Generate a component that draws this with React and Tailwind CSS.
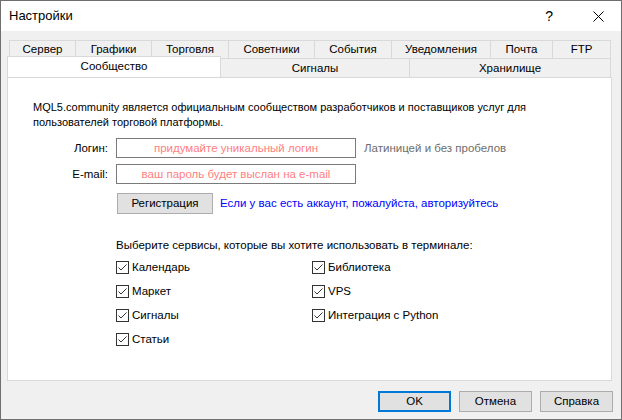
import React from "react";

const font = { fontFamily: '"Liberation Sans", Arial, sans-serif' };

function Check({ label }) {
  return (
    <div className="flex h-[24px] items-center">
      <div className="flex h-[13px] w-[13px] items-center justify-center border border-[#333333] bg-white">
        <svg width="11" height="11" viewBox="0 0 11 11">
          <polyline points="1.5,5.5 4,8 9.5,2.5" fill="none" stroke="#333333" strokeWidth="1" />
        </svg>
      </div>
      <span className="ml-[3px] text-[11.5px] leading-[15px] text-black">{label}</span>
    </div>
  );
}

function Btn({ children, primary, w = "w-[73px]" }) {
  return (
    <div
      className={
        "flex h-[21px] items-center justify-center bg-[#e1e1e1] text-[11.5px] text-black " +
        w +
        (primary ? " border-2 border-[#0078d7]" : " border border-[#adadad]")
      }
    >
      {children}
    </div>
  );
}

export default function App() {
  const row1 = [
    ["Сервер", "w-[67px]"],
    ["Графики", "w-[76px]"],
    ["Торговля", "w-[77px]"],
    ["Советники", "w-[86px]"],
    ["События", "w-[77px]"],
    ["Уведомления", "w-[99px]"],
    ["Почта", "w-[62px]"],
    ["FTP", "w-[58px]"],
  ];
  return (
    <div style={font} className="flex h-[420px] w-[622px] flex-col border border-[#6f6f6f] bg-[#f0f0f0] text-black">
      {/* title bar */}
      <div className="flex h-[30px] shrink-0 items-center bg-white">
        <span className="ml-[8px] text-[13px]">Настройки</span>
        <span className="ml-auto mr-[40px] text-[14px] leading-[14px]">?</span>
        <svg className="mr-[17px]" width="11" height="11" viewBox="0 0 11 11">
          <line x1="0.5" y1="0.5" x2="10.5" y2="10.5" stroke="#000" strokeWidth="1" />
          <line x1="10.5" y1="0.5" x2="0.5" y2="10.5" stroke="#000" strokeWidth="1" />
        </svg>
      </div>

      {/* tabs */}
      <div className="mt-[9px] flex flex-col">
        <div className="ml-[8px] flex h-[18px]">
          {row1.map(([t, w], i) => (
            <div
              key={t}
              className={
                "flex h-[18px] items-center justify-center border-t border-r border-[#d9d9d9] text-[11.5px] leading-[15px] " +
                w +
                (i === 0 ? " border-l" : "")
              }
            >
              {t}
            </div>
          ))}
        </div>
        <div className="relative ml-[6px] flex h-[19px] items-end">
          <div className="relative z-10 -mt-[2px] flex h-[21px] w-[214px] items-start justify-center border-x border-t border-[#d9d9d9] bg-white pt-[2px] text-[11.5px] leading-[15px]">
            Сообщество
          </div>
          <div className="flex h-[19px] w-[189px] items-center justify-center border-t border-r border-[#d9d9d9] text-[11.5px] leading-[15px]">
            Сигналы
          </div>
          <div className="flex h-[19px] w-[201px] items-center justify-center border-t border-r border-[#d9d9d9] text-[11.5px] leading-[15px]">
            Хранилище
          </div>
        </div>
      </div>

      {/* panel */}
      <div className="ml-[6px] flex h-[304px] w-[605px] flex-col border border-[#d9d9d9] bg-white text-[11.5px]">
        <div className="ml-[25px] mt-[22px] text-[11px] leading-[15px]">
          MQL5.community является официальным сообществом разработчиков и поставщиков услуг для
          <br />
          пользователей торговой платформы.
        </div>

        <div className="mt-[8px] flex h-[20px] items-center">
          <div className="w-[100px] text-right leading-[15px]">Логин:</div>
          <div className="ml-[8px] flex h-[20px] w-[240px] items-center justify-center border border-[#7a7a7a] text-[#ff8080] leading-[15px]">
            придумайте уникальный логин
          </div>
          <div className="ml-[8px] text-[#6d6d6d] leading-[15px]">Латиницей и без пробелов</div>
        </div>

        <div className="mt-[6px] flex h-[20px] items-center">
          <div className="w-[100px] text-right leading-[15px]">E-mail:</div>
          <div className="ml-[8px] flex h-[20px] w-[240px] items-center justify-center border border-[#7a7a7a] text-[#ff8080] leading-[15px]">
            ваш пароль будет выслан на e-mail
          </div>
        </div>

        <div className="mt-[9px] flex items-center">
          <div className="ml-[109px]">
            <Btn w="w-[96px]">Регистрация</Btn>
          </div>
          <div className="ml-[7px] text-[#0000ff] leading-[15px]">
            Если у вас есть аккаунт, пожалуйста, авторизуйтесь
          </div>
        </div>

        <div className="ml-[108px] mt-[24px] leading-[15px]">
          Выберите сервисы, которые вы хотите использовать в терминале:
        </div>

        <div className="ml-[108px] mt-[2px] grid grid-cols-[196px_196px]">
          <Check label="Календарь" />
          <Check label="Библиотека" />
          <Check label="Маркет" />
          <Check label="VPS" />
          <Check label="Сигналы" />
          <Check label="Интеграция с Python" />
          <Check label="Статьи" />
        </div>
      </div>

      {/* buttons */}
      <div className="mr-[8px] mt-[10px] flex justify-end gap-[8px]">
        <Btn primary>OK</Btn>
        <Btn>Отмена</Btn>
        <Btn>Справка</Btn>
      </div>
    </div>
  );
}
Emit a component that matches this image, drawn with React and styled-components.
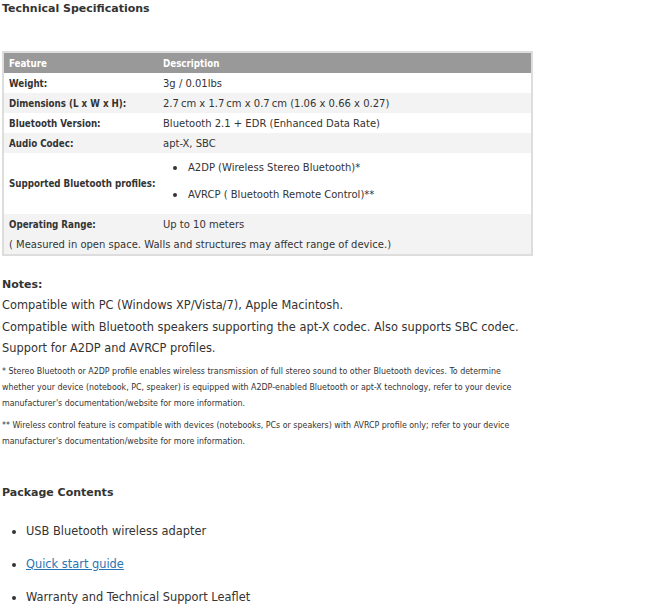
import React from "react";
import styled, { createGlobalStyle } from "styled-components";

const GlobalStyle = createGlobalStyle`
  html, body {
    margin: 0;
    padding: 0;
    background: #fff;
  }
  body {
    font-family: "DejaVu Sans", Verdana, sans-serif;
    color: #333;
  }
`;

const Page = styled.div`
  padding: 0 2px;
  width: 653px;
`;

const Heading = styled.h3`
  margin: 0 0 ${({ $gap }) => $gap || 0}px;
  padding-top: 2px;
  font-size: 11px;
  line-height: 14px;
  font-weight: bold;
  color: #333;
`;

const SpecTable = styled.table`
  margin-top: 35px;
  width: 531px;
  table-layout: fixed;
  border-collapse: collapse;
  border: 2px solid #ddd;
  font-size: 10px;
`;

const HeadCell = styled.th`
  background: #999;
  color: #fff;
  text-align: left;
  font-family: "DejaVu Sans Condensed", "DejaVu Sans", sans-serif;
  font-size: 9.7px;
  font-weight: bold;
  height: 20px;
  padding: 0 5px;
`;

const Row = styled.tr`
  background: ${({ $shade }) => ($shade ? "#f3f3f3" : "#fff")};
`;

const Label = styled.td`
  font-family: "DejaVu Sans Condensed", "DejaVu Sans", sans-serif;
  font-size: 9.7px;
  font-weight: bold;
  height: 20px;
  padding: 0 5px;
  white-space: nowrap;
`;

const Value = styled.td`
  height: 20px;
  padding: 0 5px;
`;

const NoteCell = styled.td`
  height: 20px;
  padding: 0 5px;
`;

const ProfileList = styled.ul`
  margin: 0;
  padding: 8px 0 12px 0;
  list-style: none;

  li {
    position: relative;
    line-height: 14px;
    padding-left: 25px;
  }

  li + li {
    margin-top: 13px;
  }

  li::before {
    content: "";
    position: absolute;
    left: 10px;
    top: 5px;
    width: 4px;
    height: 4px;
    border-radius: 50%;
    background: #333;
  }
`;

const Notes = styled.div`
  margin-top: 20px;
`;

const NoteLine = styled.p`
  margin: 0;
  font-size: 11.4px;
  line-height: 21.5px;
`;

const FootNote = styled.p`
  margin: 3px 0 0;
  font-family: "DejaVu Sans Condensed", "DejaVu Sans", sans-serif;
  font-size: 8.8px;
  line-height: 16px;
  white-space: nowrap;

  & + & {
    margin-top: 6px;
  }
`;

const Section = styled.div`
  margin-top: 35px;
`;

const Contents = styled.ul`
  margin: 24px 0 0;
  padding: 0 0 0 24px;
  font-size: 11.4px;

  li {
    line-height: 14px;
    margin-bottom: 19px;
  }
`;

const Link = styled.a`
  color: #2a74b4;
  text-decoration: underline;
`;

const specs = [
  ["Weight:", "3g / 0.01lbs"],
  ["Dimensions (L x W x H):", "2.7\u2009cm x 1.7\u2009cm x 0.7\u2009cm (1.06 x 0.66 x 0.27)"],
  ["Bluetooth Version:", "Bluetooth 2.1 + EDR (Enhanced Data Rate)"],
  ["Audio Codec:", "apt-X, SBC"],
];

export default function App() {
  return (
    <Page>
      <GlobalStyle />
      <Heading>Technical Specifications</Heading>
      <SpecTable>
        <colgroup>
          <col style={{ width: 155 }} />
          <col />
        </colgroup>
        <thead>
          <tr>
            <HeadCell>Feature</HeadCell>
            <HeadCell>Description</HeadCell>
          </tr>
        </thead>
        <tbody>
          {specs.map(([k, v], i) => (
            <Row key={k} $shade={i % 2 === 1}>
              <Label>{k}</Label>
              <Value>{v}</Value>
            </Row>
          ))}
          <Row>
            <Label>Supported Bluetooth profiles:</Label>
            <Value>
              <ProfileList>
                <li>A2DP (Wireless Stereo Bluetooth)*</li>
                <li>AVRCP ( Bluetooth Remote Control)**</li>
              </ProfileList>
            </Value>
          </Row>
          <Row $shade>
            <Label>Operating Range:</Label>
            <Value>Up to 10 meters</Value>
          </Row>
          <Row $shade>
            <NoteCell colSpan={2}>
              ( Measured in open space. Walls and structures may affect range of device.)
            </NoteCell>
          </Row>
        </tbody>
      </SpecTable>

      <Notes>
        <Heading $gap={3}>Notes:</Heading>
        <NoteLine>Compatible with PC (Windows XP/Vista/7), Apple Macintosh.</NoteLine>
        <NoteLine>Compatible with Bluetooth speakers supporting the apt-X codec. Also supports SBC codec.</NoteLine>
        <NoteLine>Support for A2DP and AVRCP profiles.</NoteLine>
        <FootNote>
          * Stereo Bluetooth or A2DP profile enables wireless transmission of full stereo sound to other Bluetooth devices. To determine
          <br />
          whether your device (notebook, PC, speaker) is equipped with A2DP-enabled Bluetooth or apt-X technology, refer to your device
          <br />
          manufacturer's documentation/website for more information.
        </FootNote>
        <FootNote>
          ** Wireless control feature is compatible with devices (notebooks, PCs or speakers) with AVRCP profile only; refer to your device
          <br />
          manufacturer's documentation/website for more information.
        </FootNote>
      </Notes>

      <Section>
        <Heading>Package Contents</Heading>
        <Contents>
          <li>USB Bluetooth wireless adapter</li>
          <li>
            <Link href="#">Quick start guide</Link>
          </li>
          <li>Warranty and Technical Support Leaflet</li>
        </Contents>
      </Section>
    </Page>
  );
}
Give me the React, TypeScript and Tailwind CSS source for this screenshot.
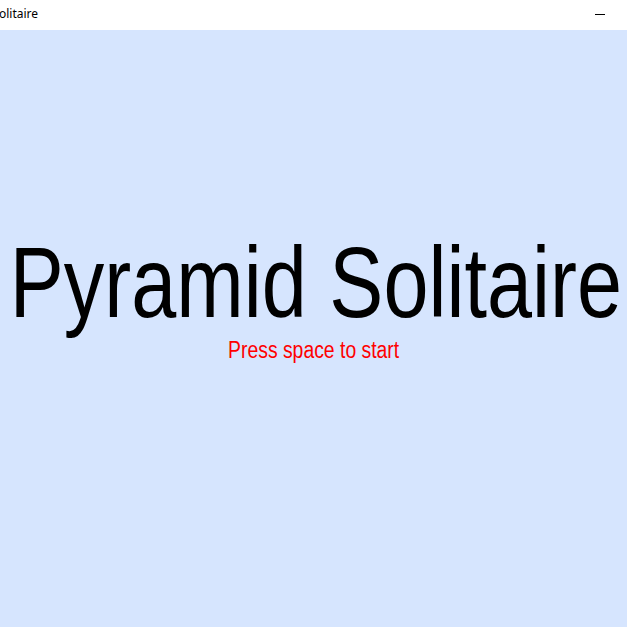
export default function App() {
  return (
    <div className="w-[627px] h-[627px] flex flex-col bg-[#d6e5fe] overflow-hidden">
      <div className="h-[30px] bg-white flex items-center justify-between shrink-0">
        <span className="text-[12px] text-black leading-none ml-[-1px] mt-[-2px]" style={{ fontFamily: '"Noto Sans", "Liberation Sans", sans-serif' }}>
          olitaire
        </span>
        <div className="w-[10px] h-[1px] bg-black mr-[22px] mt-[-2px]" />
      </div>
      <div className="flex flex-col items-center pt-[202px]">
        <div
          className="text-[100px] leading-none text-black whitespace-nowrap scale-x-[0.81] ml-[5px]"
          style={{ fontFamily: '"Liberation Sans", Arial, sans-serif' }}
        >
          Pyramid Solitaire
        </div>
        <div
          className="mt-[7px] text-[23px] leading-none text-[#ff0000] whitespace-nowrap scale-x-[0.842]"
          style={{ fontFamily: '"Liberation Sans", Arial, sans-serif' }}
        >
          Press space to start
        </div>
      </div>
    </div>
  );
}
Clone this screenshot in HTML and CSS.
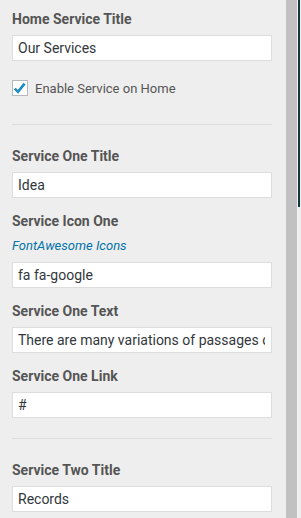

..........

> **Exercise description**
Each line from the one bearing "Give me the" through the final line of the records is to be copied exactly, and no pictures are to be included.

> **Solution to this task**
Give me the React, TypeScript and Tailwind CSS source for this screenshot.
export default function App() {
  return (
    <div className="w-[627px] h-[627px] flex flex-col bg-[#d6e5fe] overflow-hidden">
      <div className="h-[30px] bg-white flex items-center justify-between shrink-0">
        <span className="text-[12px] text-black leading-none ml-[-1px] mt-[-2px]" style={{ fontFamily: '"Noto Sans", "Liberation Sans", sans-serif' }}>
          olitaire
        </span>
        <div className="w-[10px] h-[1px] bg-black mr-[22px] mt-[-2px]" />
      </div>
      <div className="flex flex-col items-center pt-[202px]">
        <div
          className="text-[100px] leading-none text-black whitespace-nowrap scale-x-[0.81] ml-[5px]"
          style={{ fontFamily: '"Liberation Sans", Arial, sans-serif' }}
        >
          Pyramid Solitaire
        </div>
        <div
          className="mt-[7px] text-[23px] leading-none text-[#ff0000] whitespace-nowrap scale-x-[0.842]"
          style={{ fontFamily: '"Liberation Sans", Arial, sans-serif' }}
        >
          Press space to start
        </div>
      </div>
    </div>
  );
}
Clone this screenshot in HTML and CSS.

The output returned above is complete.